My birthday wasn’t as bad as I feared in the end.  I enjoyed Shabbat (Sabbath) meals that I had chosen (schnitzel, salt beef) and the stuff Mum added (potato kugel, breaded cauliflower).  I also realised that in gematria (the Hebrew system where letters are given numerical values used to compute mystical values and equivalences for concepts) thirty-six is twice eighteen which is the value of chai (life).  This is seen as significant and people often give charity (etc.) in multiples of eighteen/chai.  One shouldn’t look for signs, but this made me feel marginally better about heading towards my late thirties single and unemployed.

I’m struggling with shul (synagogue) during Kabbalat Shabbat (Friday night services).  There’s a lot of clapping and noise that I find uncomfortable.  There seems to have been more since the new rabbi came; possibly he’s encouraging it as he’s somewhat Hasidish (sorry, don’t know how to explain that without a long essay).  I feel that since I’ve become aware that I’m probably autistic, I’ve become less tolerant of noisy situations and I don’t know if I’m recognising discomfort I did not understand before or if it’s some kind of placebo effect (I believe nocebo is the negative version of a placebo).

I woke up on time to go to shul this morning and I didn’t even feel depressed or anxious, but I still didn’t make it.  I have to make a hierarchical list of difficult situations to expose myself to in order to challenge my social anxiety and low self-esteem behaviours for CBT and I decided that one of the ones at the top would be going to shul on Shabbat morning.  So then when I woke up and felt OK going without building up to it, I suddenly felt I shouldn’t go because I’ll mess up the list.  This is such a stupid reason that I feel it was probably social anxiety acting in a cryptic way.

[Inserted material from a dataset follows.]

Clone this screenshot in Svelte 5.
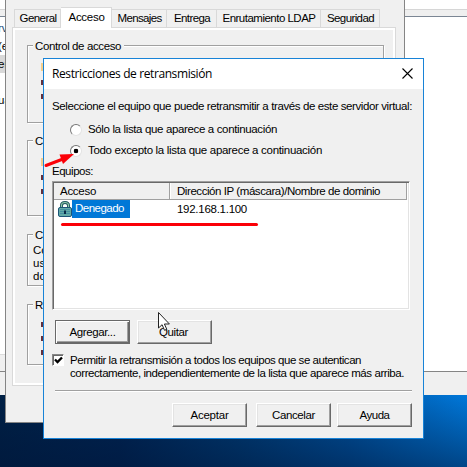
<script>
  const tabs = [
    { t: 'General', w: 47, tw: 37 },
    { t: 'Acceso', w: 51, tw: 36, on: true },
    { t: 'Mensajes', w: 55, tw: 44 },
    { t: 'Entrega', w: 50, tw: 36 },
    { t: 'Enrutamiento LDAP', w: 104, tw: 93 },
    { t: 'Seguridad', w: 59, tw: 47 }
  ];
  const groups = [
    { t: 'Control de acceso', w: 86, h: 78, gap: 17 },
    { t: 'Comunicación segura', w: 104, h: 76, gap: 18 },
    { t: 'Control de conexión', w: 98, h: 52, gap: 18 },
    { t: 'Restricciones de retransmisión', w: 152, h: 61, gap: 0 }
  ];
  // Spread the letters so that the run takes the given width.
  function fit(node, width) {
    const r = node.getBoundingClientRect().width;
    const n = node.textContent.length;
    node.style.letterSpacing = `${(width - r) / n}px`;
  }
</script>

{#snippet txt(t, w)}<span class="t" use:fit={w}>{t}</span>{/snippet}

<div class="desktop">
  <div class="console">
    <div class="toolbar"></div>
    <div class="body">
      <div class="tree">
        <span class="node n1">rv</span>
        <span class="node">(e</span>
        <span class="node sel">er</span>
        <span class="node n4">ua</span>
      </div>
      <div class="treefoot"></div>
    </div>
    <div class="status"></div>
  </div>

  <div class="props">
    <div class="tabs">
      {#each tabs as tab}
        <div class="tab" class:on={tab.on} style="width:{tab.w}px">{@render txt(tab.t, tab.tw)}</div>
      {/each}
    </div>
    <div class="page">
      {#each groups as g, i}
        <div class="group" style="height:{g.h}px;margin-bottom:{g.gap}px">
          <div class="legend">{@render txt(g.t, g.w)}</div>
          {#if i === 2}
            <div class="para">Conceder o<br />usuarios<br />dominio</div>
          {:else}
            <div class="hint" class:low={i === 3}><i></i><b></b><b></b><b class="extra"></b></div>
          {/if}
        </div>
      {/each}
    </div>
  </div>

  <div class="dialog">
    <div class="title">
      <span class="cap" use:fit={160}>Restricciones de retransmisión</span>
      <svg width="11" height="11" viewBox="0 0 11 11"><path d="M.5 .5l10 10M10.500 .5l-10 10" stroke="#000" stroke-width="1.1" /></svg>
    </div>
    <div class="content">
      <div class="line intro">{@render txt('Seleccione el equipo que puede retransmitir a través de este servidor virtual:', 360)}</div>
      <div class="line radio r1"><span class="circle"></span>{@render txt('Sólo la lista que aparece a continuación', 189)}</div>
      <div class="line radio"><span class="circle checked"></span>{@render txt('Todo excepto la lista que aparece a continuación', 234)}</div>
      <div class="line label">{@render txt('Equipos:', 41)}</div>
      <div class="list">
        <div class="head">
          <div class="th a">{@render txt('Acceso', 36)}</div>
          <div class="th b">{@render txt('Dirección IP (máscara)/Nombre de dominio', 203)}</div>
        </div>
        <div class="row">
          <svg class="lock" width="14" height="17" viewBox="0 0 14 17">
            <path d="M3.500 8V4.500Q3.500 1.500 7 1.500T10.500 4.500V8" fill="none" stroke="#1d5560" stroke-width="3" />
            <path d="M3.500 8V4.500Q3.500 1.500 7 1.500T10.500 4.500V8" fill="none" stroke="#8fc7a5" stroke-width="1.200" />
            <rect x=".5" y="6.500" width="13" height="9" rx="1.500" fill="#62aaa6" stroke="#1b5578" />
            <path d="M2 8.500h10M2 10.500h10M2 12.500h10" stroke="#438fa0" />
            <path d="M6 9.500h2v3.500H6z" fill="#092b49" />
          </svg>
          <span class="chosen">{@render txt('Denegado', 49)}</span>
          <span class="ip">{@render txt('192.168.1.100', 70)}</span>
        </div>
      </div>
      <div class="buttons first">
        <div class="btn default">{@render txt('Agregar...', 46)}</div>
        <div class="btn quit">{@render txt('Quitar', 29)}</div>
      </div>
      <div class="check">
        <span class="box"><svg width="9" height="9" viewBox="0 0 9 9"><path d="M1 3.500l2.500 2.500L8 1.500" fill="none" stroke="#000" stroke-width="2.300" /></svg></span>
        <div>
          <div>{@render txt('Permitir la retransmisión a todos los equipos que se autentican', 291)}</div>
          <div>{@render txt('correctamente, independientemente de la lista que aparece más arriba.', 334)}</div>
        </div>
      </div>
      <div class="rule"></div>
      <div class="buttons last">
        <div class="btn">{@render txt('Aceptar', 38)}</div>
        <div class="btn c">{@render txt('Cancelar', 43)}</div>
        <div class="btn">{@render txt('Ayuda', 30)}</div>
      </div>
    </div>
  </div>

  <svg class="marks" width="467" height="467" viewBox="0 0 467 467">
    <path d="M46 165.500L63 159" stroke="#fb0007" stroke-width="3" stroke-linecap="round" />
    <path d="M59.500 154.500L74 154L63 164z" fill="#fb0007" />
    <path d="M62.500 224.500H256.500" stroke="#fb0007" stroke-width="3" stroke-linecap="round" />
    <path d="M158.500 312.500v15.500l3.600-3.300 2.400 5.600 2.300-1-2.400-5.300h5z" fill="#fff" stroke="#222" />
  </svg>
</div>

<style>
  :global(body) { margin: 0; overflow: hidden; }
  .desktop { position: relative; width: 467px; height: 467px; overflow: hidden; font: 11.5px/13px 'Liberation Sans', Arial, sans-serif; color: #000; background: linear-gradient(180deg, transparent 395px, rgba(0, 20, 55, .5) 467px), linear-gradient(90deg, #002045 0, #002452 120px, #003c75 240px, #0053a0 350px, #0078da 467px); }
  .desktop * { box-sizing: border-box; }
  .t, .cap { display: inline-block; white-space: pre; }
  .console { height: 395px; display: flex; flex-direction: column; background: #fff; }
  .toolbar { height: 17px; border-top: 9px solid #fff; border-bottom: 1px solid #7b8694; background: #efefef; box-shadow: inset 0 1px #d6d6d6; }
  .body { flex: 1; display: flex; flex-direction: column; justify-content: space-between; }
  .treefoot { width: 6px; height: 17px; background: #f0f0f0; border-top: 1px solid #dcdcdc; }
  .status { height: 24px; border-top: 1px solid #858585; background: #f0f0f0; }
  .tree { width: 6px; display: flex; flex-direction: column; overflow: hidden; }
  .node { height: 18px; line-height: 18px; margin-left: -2px; }
  .n1 { margin-top: 2px; color: #174b79; }
  .sel { background: #d9d9d9; }
  .n4 { margin-top: 18px; }
  .props { position: absolute; left: 5px; top: -2px; width: 400px; height: 425px; padding: 8px 8px 0 7px; background: #f0f0f0; border: 1px solid #858585; }
  .tabs { display: flex; align-items: flex-end; height: 20px; padding-left: 1px; }
  .tab { height: 18px; display: flex; justify-content: center; align-items: center; border: 1px solid #d9d9d9; border-left-width: 0; border-bottom: 0; padding-left: 1px; }
  .tab:first-child { border-left-width: 1px; }
  .tab.on { height: 21px; background: #fff; z-index: 1; margin-bottom: -1px; padding-bottom: 2px; }
  .page { height: 359px; width: 384px; border: 1px solid #d9d9d9; margin-left: -1px; padding: 17px 8px 0 12px; box-shadow: inset 0 0 0 2px #fff; }
  .group { width: 357px; margin-left: 2px; border: 1px solid #a0a0a0; box-shadow: 1px 1px #fff, inset 1px 1px #fff; }
  .legend { display: table; background: #f0f0f0; padding: 0 3px 0 2px; margin: -6px 0 0 5px; }
  .para { margin: 2px 0 0 5px; width: 40px; white-space: nowrap; overflow: hidden; }
  .hint { margin: 10px 0 0 13px; width: 3px; display: flex; flex-direction: column; gap: 9px; }
  .hint i { height: 8px; background: #f5cf8c; width: 2px; }
  .hint b { height: 5px; width: 3px; background: #64303c; }
  .hint .extra { display: none; }
  .hint.low i { display: none; }
  .hint.low .extra { display: block; }
  .dialog { position: absolute; left: 43px; top: 58px; width: 381px; height: 381px; background: #f0f0f0; border: 1px solid #1883d7; display: flex; flex-direction: column; }
  .title { height: 30px; background: #fff; display: flex; justify-content: space-between; align-items: center; padding: 0 10px 2px 8px; }
  .cap { font: 12px/16px 'Open Sans', 'Noto Sans', sans-serif; padding-top: 2px; }
  .content { padding: 0 11px 0 8px; }
  .line { height: 13px; display: flex; align-items: center; }
  .intro { margin-top: 11px; }
  .radio { margin: 8px 0 0 18px; }
  .r1 { margin-top: 10px; }
  .circle { width: 12px; height: 12px; margin-right: 6px; border-radius: 50%; background: #fff; border: 1.5px solid; border-color: #777 #e3e3e3 #e3e3e3 #777; }
  .checked { background: radial-gradient(circle, #000 2px, #fff 2.6px); }
  .label { margin-top: 8px; }
  .list { width: 358px; height: 129px; margin-top: 3px; background: #fff; border: 1px solid; border-color: #a0a0a0 #fff #fff #a0a0a0; box-shadow: inset 1px 1px #696969, inset -1px -1px #e3e3e3; padding: 1px 2px 0 1px; }
  .head { display: flex; height: 17px; background: #f0f0f0; border-bottom: 1px solid #a0a0a0; }
  .th { border-right: 1px solid #a0a0a0; display: flex; align-items: center; padding: 1px 0 0 6px; }
  .a { width: 116px; }
  .b { flex: 1; box-shadow: inset 1px 0 #fff; padding-left: 7px; }
  .row { display: flex; height: 18px; align-items: center; padding-left: 4px; }
  .chosen { width: 58px; height: 18px; padding: 2px 0 0 3px; background: #0078d7; color: #fff; }
  .ip { margin-left: 47px; }
  .buttons { display: flex; }
  .first { margin: 10px 0 0 3px; gap: 7px; }
  .btn { width: 75px; height: 24px; display: flex; align-items: center; justify-content: center; background: #f0f0f0; border: 1px solid; border-color: #fff #696969 #696969 #fff; box-shadow: inset -1px -1px #a0a0a0, inset 1px 1px #e3e3e3; }
  .btn.default { border-color: #696969; box-shadow: inset 1px 1px #fff, inset -1px -1px #696969, inset -2px -2px #a0a0a0; }
  .quit { padding-right: 2px; }
  .check { display: flex; margin-top: 10px; gap: 6px; }
  .box { width: 12px; height: 12px; display: flex; align-items: center; justify-content: center; background: #fff; border: 1px solid; border-color: #888 #fff #fff #888; box-shadow: inset 1px 1px #696969; }
  .rule { height: 2px; margin: 10px 0 0 3px; background: #a0a0a0; border-bottom: 1px solid #fff; }
  .last { margin-top: 11px; justify-content: flex-end; gap: 6px; }
  .c { margin-left: 3px; }
  .marks { position: absolute; left: 0; top: 0; pointer-events: none; }
</style>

Another thing on my list of challenges, potentially, is regarding dating, either to go to a paid shadchan (matchmaker) or to go to the person who someone suggested to my Dad might be able to help me date while depressed.  I’m still not sure if this is a sensible thing to do while unemployed, particularly not the paid shadchan, as I can see that being a potentially endless drain on my funds at a time when I have effectively zero income (I have yet to manage to sell any articles and feel quite despondent about it).  My parents and my rabbi mentor are very keen that I should be dating right now, and I am lonely, but I can’t imagine anyone wanting me when I have unemployment to add to all my other issues and it just seems like a distraction that could leave me feeling worse.  Plus, looking to get married without being able to support a family just seems wrong, even if it is normal in parts of the frum (religious Jewish) world.

I had a weird thought in shul.  I don’t really know how to conceptualise the afterlife (I believe it is so unlike this world that all suggestions are at best metaphors), but usually I don’t think of encountering other beings than God (which is telling in itself, from an autistic and socially anxious point of view, given that I am apparently quite happy at the thought of not meeting anyone I know ever again for all eternity), but it occurred to me that Jewish interpretations seem to suggest one might meet other righteous souls.  I started worry about people I knew years ago, at Oxford or school and whether they would want to “talk” to me, the ones I just drifted away from and the ones who fell out with me because they couldn’t cope with my depression and autism (my fault, I can be a bit much in person).  It was a weird thing to worry about.  This was triggered by the fact that I sometimes see people I was at school with in shul, and they show no sign of remembering me or wanting to talk to me, although to be fair I wasn’t really friends with them at school and I am actively hoping that they don’t talk to me because I don’t know what to say, so I’m probably giving off “Leave me alone” vibes, which I do a lot, both consciously and unconsciously.

Speaking of which, someone sitting opposite me at seudah tried to talk to me and I had no idea what to say.  If CBT is going to encourage me to talk to strangers more, I’m going to have to learn quickly how to have a conversation in small talk, because in thirty-six years I’ve never worked that out.

4 thoughts on “Many Happy Returns

  1. Also pleased to hear your birthday was not as bad as you expected! Re: small talk (something I also dislike) … the most useful thing I try to remember is that most people like talking about themselves — so asking questions and letting the other person do the talking often works well. These tips for small talk are just commons sense but may be worth a look. I think points 4 and 5 are particularly useful.


    1. Thanks for this. My Dad says to ask questions too, but because of my autism, I struggle even to find questions to ask people. I wouldn’t know how to do most of the things in that article.